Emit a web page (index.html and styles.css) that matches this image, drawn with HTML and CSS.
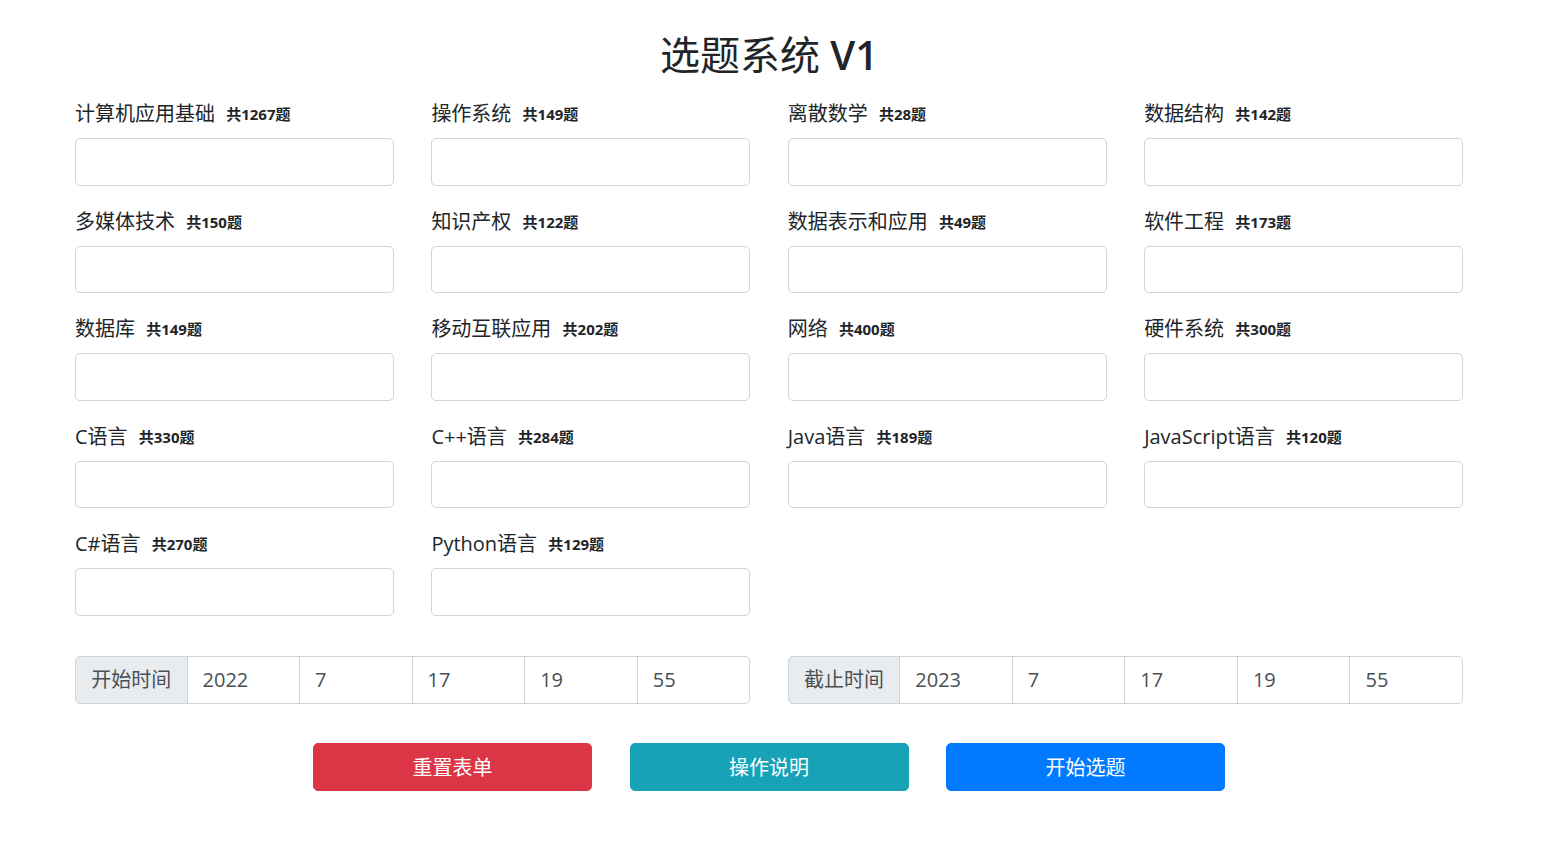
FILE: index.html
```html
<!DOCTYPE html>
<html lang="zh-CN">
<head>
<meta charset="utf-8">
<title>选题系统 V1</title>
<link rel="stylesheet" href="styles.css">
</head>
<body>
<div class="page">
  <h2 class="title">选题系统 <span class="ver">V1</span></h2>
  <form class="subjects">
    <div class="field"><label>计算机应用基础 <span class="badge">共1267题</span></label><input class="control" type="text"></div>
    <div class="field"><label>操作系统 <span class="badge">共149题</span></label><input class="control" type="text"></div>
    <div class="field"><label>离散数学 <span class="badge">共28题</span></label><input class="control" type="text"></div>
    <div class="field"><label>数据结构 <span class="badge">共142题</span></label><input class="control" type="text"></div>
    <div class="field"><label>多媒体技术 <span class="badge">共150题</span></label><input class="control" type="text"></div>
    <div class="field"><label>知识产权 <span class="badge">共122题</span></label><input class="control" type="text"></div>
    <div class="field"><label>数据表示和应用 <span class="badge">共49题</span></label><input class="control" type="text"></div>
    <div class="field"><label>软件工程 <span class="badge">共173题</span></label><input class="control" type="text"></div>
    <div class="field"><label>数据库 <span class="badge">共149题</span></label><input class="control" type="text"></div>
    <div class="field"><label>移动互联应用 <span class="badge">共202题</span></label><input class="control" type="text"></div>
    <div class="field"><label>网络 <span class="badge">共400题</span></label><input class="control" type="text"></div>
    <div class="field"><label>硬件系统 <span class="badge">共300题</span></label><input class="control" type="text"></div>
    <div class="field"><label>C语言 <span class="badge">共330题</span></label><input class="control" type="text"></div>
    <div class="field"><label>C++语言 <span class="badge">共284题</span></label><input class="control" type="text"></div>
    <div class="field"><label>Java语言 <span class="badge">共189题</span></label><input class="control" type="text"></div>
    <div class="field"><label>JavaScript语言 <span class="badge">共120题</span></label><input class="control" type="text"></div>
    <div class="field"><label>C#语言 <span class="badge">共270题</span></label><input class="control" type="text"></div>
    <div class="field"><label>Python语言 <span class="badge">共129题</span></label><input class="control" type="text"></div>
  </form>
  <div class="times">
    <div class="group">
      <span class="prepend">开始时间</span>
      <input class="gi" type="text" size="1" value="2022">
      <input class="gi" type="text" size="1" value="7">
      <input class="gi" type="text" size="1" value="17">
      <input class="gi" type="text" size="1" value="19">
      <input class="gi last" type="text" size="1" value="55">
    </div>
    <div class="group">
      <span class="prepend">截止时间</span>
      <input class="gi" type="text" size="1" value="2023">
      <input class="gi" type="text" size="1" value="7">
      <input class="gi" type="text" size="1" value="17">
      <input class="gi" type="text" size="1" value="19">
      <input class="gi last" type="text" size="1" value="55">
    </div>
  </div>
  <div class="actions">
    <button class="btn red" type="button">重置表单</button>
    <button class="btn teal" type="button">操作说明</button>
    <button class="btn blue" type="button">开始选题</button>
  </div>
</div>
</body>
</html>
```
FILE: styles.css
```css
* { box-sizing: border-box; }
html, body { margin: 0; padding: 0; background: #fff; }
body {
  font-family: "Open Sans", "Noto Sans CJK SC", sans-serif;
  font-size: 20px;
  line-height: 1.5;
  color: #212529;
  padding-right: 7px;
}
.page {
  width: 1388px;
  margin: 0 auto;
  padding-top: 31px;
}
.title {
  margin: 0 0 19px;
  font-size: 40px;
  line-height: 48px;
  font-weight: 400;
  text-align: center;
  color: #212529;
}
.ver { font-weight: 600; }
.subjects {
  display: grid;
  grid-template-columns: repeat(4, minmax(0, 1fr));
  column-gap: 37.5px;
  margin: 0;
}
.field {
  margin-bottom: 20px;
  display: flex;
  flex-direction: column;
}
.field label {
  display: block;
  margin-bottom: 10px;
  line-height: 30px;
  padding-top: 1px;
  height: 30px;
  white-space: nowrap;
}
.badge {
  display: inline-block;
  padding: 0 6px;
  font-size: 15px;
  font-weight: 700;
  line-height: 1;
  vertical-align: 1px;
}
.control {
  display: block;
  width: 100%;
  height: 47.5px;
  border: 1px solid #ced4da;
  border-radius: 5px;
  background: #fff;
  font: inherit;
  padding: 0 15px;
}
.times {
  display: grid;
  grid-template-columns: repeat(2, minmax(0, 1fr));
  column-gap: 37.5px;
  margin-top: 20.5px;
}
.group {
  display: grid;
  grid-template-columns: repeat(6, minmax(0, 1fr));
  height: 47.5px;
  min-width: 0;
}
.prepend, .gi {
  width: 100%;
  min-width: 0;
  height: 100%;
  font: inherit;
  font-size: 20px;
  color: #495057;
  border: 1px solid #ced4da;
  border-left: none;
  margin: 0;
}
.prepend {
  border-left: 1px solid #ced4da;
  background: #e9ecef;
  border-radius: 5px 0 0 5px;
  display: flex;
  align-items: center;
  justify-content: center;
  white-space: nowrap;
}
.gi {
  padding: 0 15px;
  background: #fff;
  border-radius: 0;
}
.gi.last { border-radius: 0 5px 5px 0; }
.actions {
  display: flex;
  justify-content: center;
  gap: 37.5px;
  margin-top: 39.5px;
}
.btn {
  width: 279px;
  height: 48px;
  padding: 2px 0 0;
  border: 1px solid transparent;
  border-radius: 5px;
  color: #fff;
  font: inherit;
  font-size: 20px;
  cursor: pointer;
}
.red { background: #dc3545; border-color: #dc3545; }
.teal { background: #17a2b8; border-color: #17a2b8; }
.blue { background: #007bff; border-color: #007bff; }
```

### TASK PROMPT
Leave out the pictures and give the listing above again exactly.

### OUTPUT BELOW
Emit a web page (index.html and styles.css) that matches this image, drawn with HTML and CSS.
FILE: index.html
```html
<!DOCTYPE html>
<html lang="zh-CN">
<head>
<meta charset="utf-8">
<title>选题系统 V1</title>
<link rel="stylesheet" href="styles.css">
</head>
<body>
<div class="page">
  <h2 class="title">选题系统 <span class="ver">V1</span></h2>
  <form class="subjects">
    <div class="field"><label>计算机应用基础 <span class="badge">共1267题</span></label><input class="control" type="text"></div>
    <div class="field"><label>操作系统 <span class="badge">共149题</span></label><input class="control" type="text"></div>
    <div class="field"><label>离散数学 <span class="badge">共28题</span></label><input class="control" type="text"></div>
    <div class="field"><label>数据结构 <span class="badge">共142题</span></label><input class="control" type="text"></div>
    <div class="field"><label>多媒体技术 <span class="badge">共150题</span></label><input class="control" type="text"></div>
    <div class="field"><label>知识产权 <span class="badge">共122题</span></label><input class="control" type="text"></div>
    <div class="field"><label>数据表示和应用 <span class="badge">共49题</span></label><input class="control" type="text"></div>
    <div class="field"><label>软件工程 <span class="badge">共173题</span></label><input class="control" type="text"></div>
    <div class="field"><label>数据库 <span class="badge">共149题</span></label><input class="control" type="text"></div>
    <div class="field"><label>移动互联应用 <span class="badge">共202题</span></label><input class="control" type="text"></div>
    <div class="field"><label>网络 <span class="badge">共400题</span></label><input class="control" type="text"></div>
    <div class="field"><label>硬件系统 <span class="badge">共300题</span></label><input class="control" type="text"></div>
    <div class="field"><label>C语言 <span class="badge">共330题</span></label><input class="control" type="text"></div>
    <div class="field"><label>C++语言 <span class="badge">共284题</span></label><input class="control" type="text"></div>
    <div class="field"><label>Java语言 <span class="badge">共189题</span></label><input class="control" type="text"></div>
    <div class="field"><label>JavaScript语言 <span class="badge">共120题</span></label><input class="control" type="text"></div>
    <div class="field"><label>C#语言 <span class="badge">共270题</span></label><input class="control" type="text"></div>
    <div class="field"><label>Python语言 <span class="badge">共129题</span></label><input class="control" type="text"></div>
  </form>
  <div class="times">
    <div class="group">
      <span class="prepend">开始时间</span>
      <input class="gi" type="text" size="1" value="2022">
      <input class="gi" type="text" size="1" value="7">
      <input class="gi" type="text" size="1" value="17">
      <input class="gi" type="text" size="1" value="19">
      <input class="gi last" type="text" size="1" value="55">
    </div>
    <div class="group">
      <span class="prepend">截止时间</span>
      <input class="gi" type="text" size="1" value="2023">
      <input class="gi" type="text" size="1" value="7">
      <input class="gi" type="text" size="1" value="17">
      <input class="gi" type="text" size="1" value="19">
      <input class="gi last" type="text" size="1" value="55">
    </div>
  </div>
  <div class="actions">
    <button class="btn red" type="button">重置表单</button>
    <button class="btn teal" type="button">操作说明</button>
    <button class="btn blue" type="button">开始选题</button>
  </div>
</div>
</body>
</html>
```
FILE: styles.css
```css
* { box-sizing: border-box; }
html, body { margin: 0; padding: 0; background: #fff; }
body {
  font-family: "Open Sans", "Noto Sans CJK SC", sans-serif;
  font-size: 20px;
  line-height: 1.5;
  color: #212529;
  padding-right: 7px;
}
.page {
  width: 1388px;
  margin: 0 auto;
  padding-top: 31px;
}
.title {
  margin: 0 0 19px;
  font-size: 40px;
  line-height: 48px;
  font-weight: 400;
  text-align: center;
  color: #212529;
}
.ver { font-weight: 600; }
.subjects {
  display: grid;
  grid-template-columns: repeat(4, minmax(0, 1fr));
  column-gap: 37.5px;
  margin: 0;
}
.field {
  margin-bottom: 20px;
  display: flex;
  flex-direction: column;
}
.field label {
  display: block;
  margin-bottom: 10px;
  line-height: 30px;
  padding-top: 1px;
  height: 30px;
  white-space: nowrap;
}
.badge {
  display: inline-block;
  padding: 0 6px;
  font-size: 15px;
  font-weight: 700;
  line-height: 1;
  vertical-align: 1px;
}
.control {
  display: block;
  width: 100%;
  height: 47.5px;
  border: 1px solid #ced4da;
  border-radius: 5px;
  background: #fff;
  font: inherit;
  padding: 0 15px;
}
.times {
  display: grid;
  grid-template-columns: repeat(2, minmax(0, 1fr));
  column-gap: 37.5px;
  margin-top: 20.5px;
}
.group {
  display: grid;
  grid-template-columns: repeat(6, minmax(0, 1fr));
  height: 47.5px;
  min-width: 0;
}
.prepend, .gi {
  width: 100%;
  min-width: 0;
  height: 100%;
  font: inherit;
  font-size: 20px;
  color: #495057;
  border: 1px solid #ced4da;
  border-left: none;
  margin: 0;
}
.prepend {
  border-left: 1px solid #ced4da;
  background: #e9ecef;
  border-radius: 5px 0 0 5px;
  display: flex;
  align-items: center;
  justify-content: center;
  white-space: nowrap;
}
.gi {
  padding: 0 15px;
  background: #fff;
  border-radius: 0;
}
.gi.last { border-radius: 0 5px 5px 0; }
.actions {
  display: flex;
  justify-content: center;
  gap: 37.5px;
  margin-top: 39.5px;
}
.btn {
  width: 279px;
  height: 48px;
  padding: 2px 0 0;
  border: 1px solid transparent;
  border-radius: 5px;
  color: #fff;
  font: inherit;
  font-size: 20px;
  cursor: pointer;
}
.red { background: #dc3545; border-color: #dc3545; }
.teal { background: #17a2b8; border-color: #17a2b8; }
.blue { background: #007bff; border-color: #007bff; }
```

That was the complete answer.